Who from HN would need this and why? Serious question. I would like to know diff...

tgtweak · on March 19, 2018

We actually use memsql for almost exactly this use case. Realtime arbitrary grouping and filtering on multiple (30+) columns on a billion+ rows with substantial concurrency (reporting tools and api's of them). Previously with pgsql this required a lot of fine tuning of indexes and lots of etl scripting to break things into separate dimension tables, and then large join queries to pull them back. This is expensive at the development and operational level, and data was batched in which involves delays. It was also extremely resource intensive to query and moderate levels of concurrency required a master and several slaves, with response times for anything more than a week of data requiring multi-second waits, with the worse cases approaching the minute mark.

The hardware in this example is overkill and impractical for most use cases - to say the least. For our setup, Memsql does this for us on a single node with 256Gb of ram, 40 cores (1 aggregator and 4 leafs) and a modest enterprise nvme ssd. The machine cost $4,500 over a year ago. Adding more machines to mem is pretty trivial should we ever need to partition this across machines, despite this not being necessary.

There are some gotchas and it should not be consisted a drop-in replacement for MySQL.

Fiahil · on March 19, 2018

So, you're still shipping data between your primary datastore and memsql, or you've switched entirely on memsql ?

tgtweak · on March 19, 2018

Originally it was just a port, but now the inserts go straight into mem. This used to be a big no-no on mysql (with inno and myisam anyway) as it would invalidate a lot of query cache on every insert. Here you can refresh the query every second and see the counts go up.

mej10 · on March 19, 2018

Pretty much anyone working in ad tech.

Not necessarily trillions at a time, but even small ad tech firms deal with billions of new data points across many dimensions every day.

BeenAround · on March 19, 2018

Ad Tech has no need for realtime data viewing or aggregation (in this manner), even for platform log data. Offline parallel processing is the standard. Redshift is particularly efficient, while others use Spark or other ad-hoc solutions.

For users, you always want mediation/adjustment steps that (can) modify realtime data to provide timesliced totals. For developers/administrators, you want to be able to persist data. Running totals in memory are too fragile to be reliable. There is an assumption of errors, misconfigurations, and bad actors at all times in AdTech.

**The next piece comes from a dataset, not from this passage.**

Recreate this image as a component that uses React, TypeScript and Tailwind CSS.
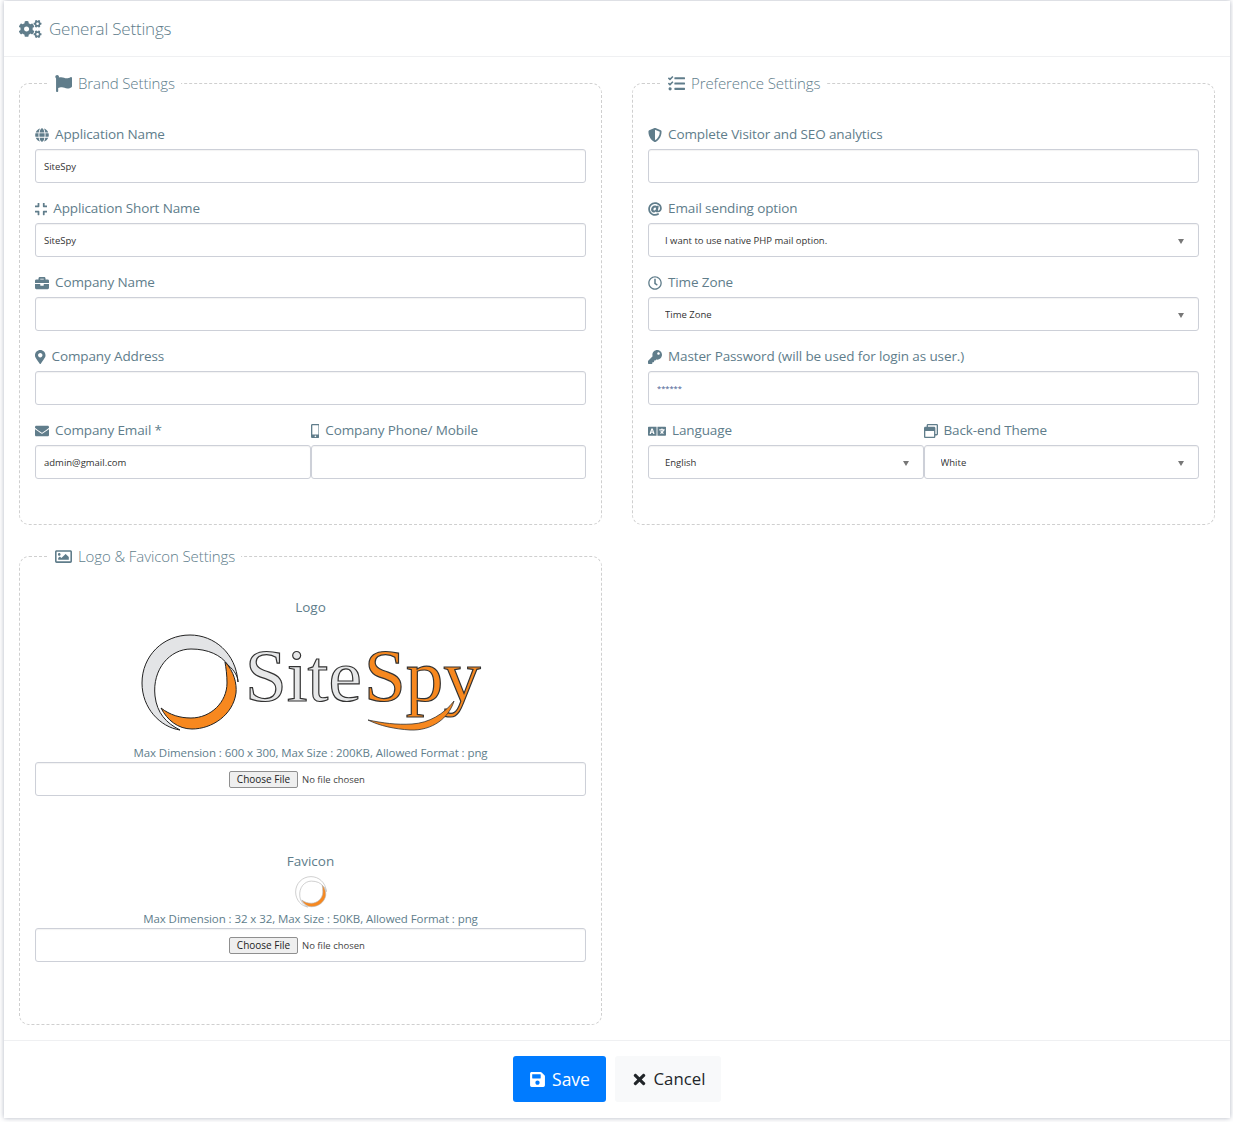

manigandham · on March 20, 2018

Has no need? Did you just make this up?

We used MemSQL for real-time data for 2 years. All data is fully persistent, but the rowstore tables are also fully held in memory compared to columnstores which are mainly on disk. There's nothing fragile about it. SQL Server's Hekaton, SAP's HANA, Oracle's Times Ten, and several other databases do the same.

Timesliced totals is just a SQL query, and mediation or some other buffer from live numbers for customers is up to every business to decide, not some default proclamation for an entire industry.

captain_perl · on March 21, 2018

Actually RTB's do need to do processing quickly - RTB stands for Real-Time Bidding, and bids are rejected after 250 ms.

stareatgoats · on March 19, 2018

Real time analytics without the need for aggregation or periodic ETL? To turn your question round: Which system does not want that? MemSQL or similar offerings (on preferably more standard hardware) is definitely interesting.